On m'objectera que tout texte intéressant produit un sentiment d'étrangeté. Certes, mais il le produit pour tous, et surtout pour ceux qui croient être en terrain familier. Le poète est capable de me rendre ma propre langue lointaine, étrangère : il l'arrache à l'idiome et la met en déroute pour la révéler. Or ici, c'est au contraire le parti-pris de familiarité et si j'ose dire de consanguinité qui domine le texte : le rugby y est ramené à son intimité, à ses affinités indicibles, il forme un cercle et une famille resserrés à laquelle je n'appartiens pas.
Et d'ailleurs je ne suis nullement invitée. Le chapitre "Les Joueurs" (p. 24), chef d'oeuvre de littérature identitaire, me le fait rudement savoir. Ils sont plaisamment présentés sur le modèle d'une famille agricole, attablés autour du père, rompant un pain immémorial, à des places immuables depuis des générations. En toile de fond, des figures féminines figées dans ce que l'imaginaire collectif a de plus redoutable : une mère castratrice (l'entraîneur), une fille à séduire, et "quelques salopes malpropres" - allusion aux chansons paillardes de la 3e mi-temps (les épouses, quant à elles, en prennent pour leur grade dans le chapitre sur "L'Essai" p. 122 qui met aux prises un idiot de joueur et son imbécile de femme).
Dans ce tableau rustique on ne sait qui est le plus à plaindre, chacun occupant une place qu'il n'a pas choisie, mais qui lui a été attribuée par une destinée (son gabarit, son rang de parenté, son sexe, son âge, sa condition...) le mettant perpétuellement hors de lui et jamais en exigence d'être lui-même. Tout le contraire de l'héroïsme : rien que les vertus conventionnelles d'un régime révolu ! Et le coaching est arrêté depuis belle lurette ; aucune place à prendre, aucune circulation ne vient aérer ce tableau étouffant: jeunes urbains, passez votre chemin, on n'a pas besoin de vous.
Il ne suffit pas de peindre des paysans dans une touchante scène de genre nostalgique pour parvenir à la cheville d'un Mistral, et encore moins à celle d'un Virgile.
Alors quel soulagement de quitter la page écrite pour aller poser son oeil à côté, au revers, en marge, en hors-texte et de voir sur ces magnifiques et judicieuses photos tant d'innovation, tant d'ouverture, tant de questions, tant de réflexion, tant d'aspérités, tant de sollicitations pour la pensée, tant de décalages, tant de bougés, tant de cocasseries aussi : toute cette rigide consanguinité est balayée, remise en question et décoiffée par le talent, l'élégance, la présence d'esprit, le doute, et par un usage inventif de la force, lesquels n'excluent pas les maladresses ni les échecs.

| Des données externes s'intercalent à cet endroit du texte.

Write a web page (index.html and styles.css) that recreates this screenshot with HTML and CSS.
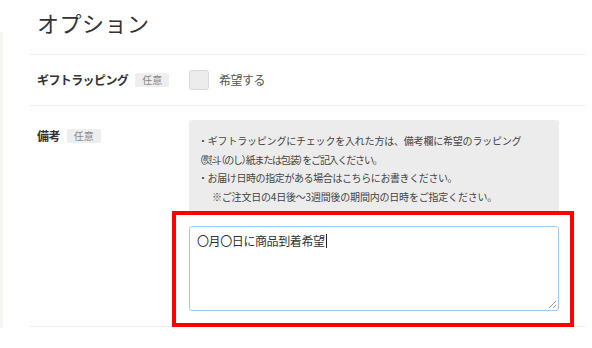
FILE: index.html
```html
<!DOCTYPE html>
<html lang="ja">
<head>
<meta charset="utf-8">
<title>オプション</title>
<link rel="stylesheet" href="styles.css">
</head>
<body>
<div class="edge"></div>
<main class="page">
  <h2 class="title">オプション</h2>
  <div class="row row-gift">
    <div class="label"><span class="label-text">ギフトラッピング</span><span class="badge">任意</span></div>
    <div class="field field-check">
      <span class="checkbox"></span><span class="check-text">希望する</span>
    </div>
  </div>
  <div class="row row-notes">
    <div class="label label-notes"><span class="label-text">備考</span><span class="badge">任意</span></div>
    <div class="field field-notes">
      <div class="notice">
        <p class="l1">・ギフトラッピングにチェックを入れた方は、備考欄に希望のラッピング</p>
        <p class="l2"><span class="p">（</span>熨斗<span class="p">（</span>のし<span class="p">）</span>紙または包装<span class="p">）</span>をご記入ください。</p>
        <p class="l3">・お届け日時の指定がある場合はこちらにお書きください。</p>
        <p class="l4">※ご注文日の4日後～3週間後の期間内の日時をご指定ください。</p>
      </div>
      <div class="textarea">〇月〇日に商品到着希望<span class="caret"></span><span class="grip"></span></div>
    </div>
    <div class="highlight"></div>
  </div>
</main>
</body>
</html>
```
FILE: styles.css
```css
* { box-sizing: border-box; }
html, body { margin: 0; padding: 0; background: #fff; }
body {
  font-family: "Noto Sans CJK JP", "Noto Sans", sans-serif;
  color: #333;
  width: 592px;
  height: 348px;
  overflow: hidden;
  position: relative;
}
.edge {
  position: absolute;
  left: 0;
  top: 32px;
  width: 3px;
  height: 296px;
  background: #f7f5ef;
}
.page {
  margin-left: 30px;
  width: 555px;
}
.title {
  margin: 0;
  height: 55px;
  padding: 6px 0 0 7px;
  font-size: 22px;
  font-weight: 400;
  line-height: 32px;
  color: #333;
  letter-spacing: 0.5px;
  border-bottom: 1px solid #ececec;
}
.row {
  display: flex;
  border-bottom: 1px solid #ececec;
  position: relative;
}
.row-gift {
  height: 51px;
  align-items: center;
}
.label {
  width: 159px;
  padding-left: 7px;
  display: flex;
  align-items: center;
  flex: none;
}
.label-text {
  font-size: 12px;
  font-weight: 700;
  color: #333;
  letter-spacing: -0.6px;
  line-height: 14px;
}
.badge {
  display: inline-block;
  margin-left: 7px;
  width: 34px;
  height: 14px;
  line-height: 14px;
  text-align: center;
  font-size: 10px;
  color: #888;
  background: #eeeeee;
  border-radius: 2px;
}
.field-check {
  display: flex;
  align-items: center;
  padding-bottom: 1px;
}
.checkbox {
  width: 20px;
  height: 20px;
  background: #ececec;
  border: 1px solid #d9d9d9;
  border-radius: 3px;
}
.check-text {
  margin-left: 10px;
  font-size: 12px;
  color: #555;
  letter-spacing: -0.5px;
}
.row-notes {
  padding: 14px 0 15px;
  height: 221px;
}
.label-notes {
  align-items: flex-start;
  padding-top: 9px;
}
.field-notes {
  width: 370px;
  display: flex;
  flex-direction: column;
}
.notice {
  background: #ececec;
  border-radius: 3px 3px 0 0;
  height: 91px;
  padding: 12px 8px 0 9px;
  font-size: 10px;
  color: #444;
}
.notice p {
  margin: 0;
  line-height: 18.5px;
  white-space: nowrap;
}
.notice .l1 { letter-spacing: -0.2px; }
.notice .l2 { letter-spacing: -1.2px; padding-left: 1px; }
.notice .l3 { letter-spacing: -0.4px; }
.notice .l4 { letter-spacing: -0.2px; padding-left: 14px; }
.notice .p { font-feature-settings: "palt"; }
.textarea {
  position: relative;
  margin-top: 15px;
  height: 85px;
  border: 1px solid #9fcbee;
  border-radius: 3px;
  padding: 6px 7px;
  font-size: 12px;
  line-height: 16px;
  color: #333;
  letter-spacing: -0.4px;
}
.caret {
  display: inline-block;
  width: 1px;
  height: 14px;
  background: #222;
  vertical-align: -2px;
  margin-left: 1px;
}
.grip {
  position: absolute;
  right: 2px;
  bottom: 2px;
  width: 7px;
  height: 7px;
  background: linear-gradient(135deg, transparent 45%, #999 45%, #999 55%, transparent 55%, transparent 75%, #999 75%, #999 85%, transparent 85%);
}
.highlight {
  position: absolute;
  left: 142px;
  top: 105px;
  width: 402px;
  height: 116px;
  border: 4px solid #ff0000;
  pointer-events: none;
}
```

A elles seules, les photos parviennent à faire comprendre, parfois malgré le texte qui les environne, comment la civilisation héroïque a su traverser les âges, s'extraire des villages et des terroirs pour n'en retenir que les saveurs exquises, circuler à travers le monde, se griser d'autres chants que de paillardises, et se greffer sur le monde moderne.
[N.B. La photo de la p. 83 (F. Nataf, L'Equipe) est celle de mon exemplaire personnel du livre. Elle est publiée à des fins strictement didactiques, en illustration directe des propos tenus dans cet article.]
Voir le premier article "Un purisme du concept et de l'affect"
Voir le deuxième article "Le rugby serait-il démocratique par nature ?"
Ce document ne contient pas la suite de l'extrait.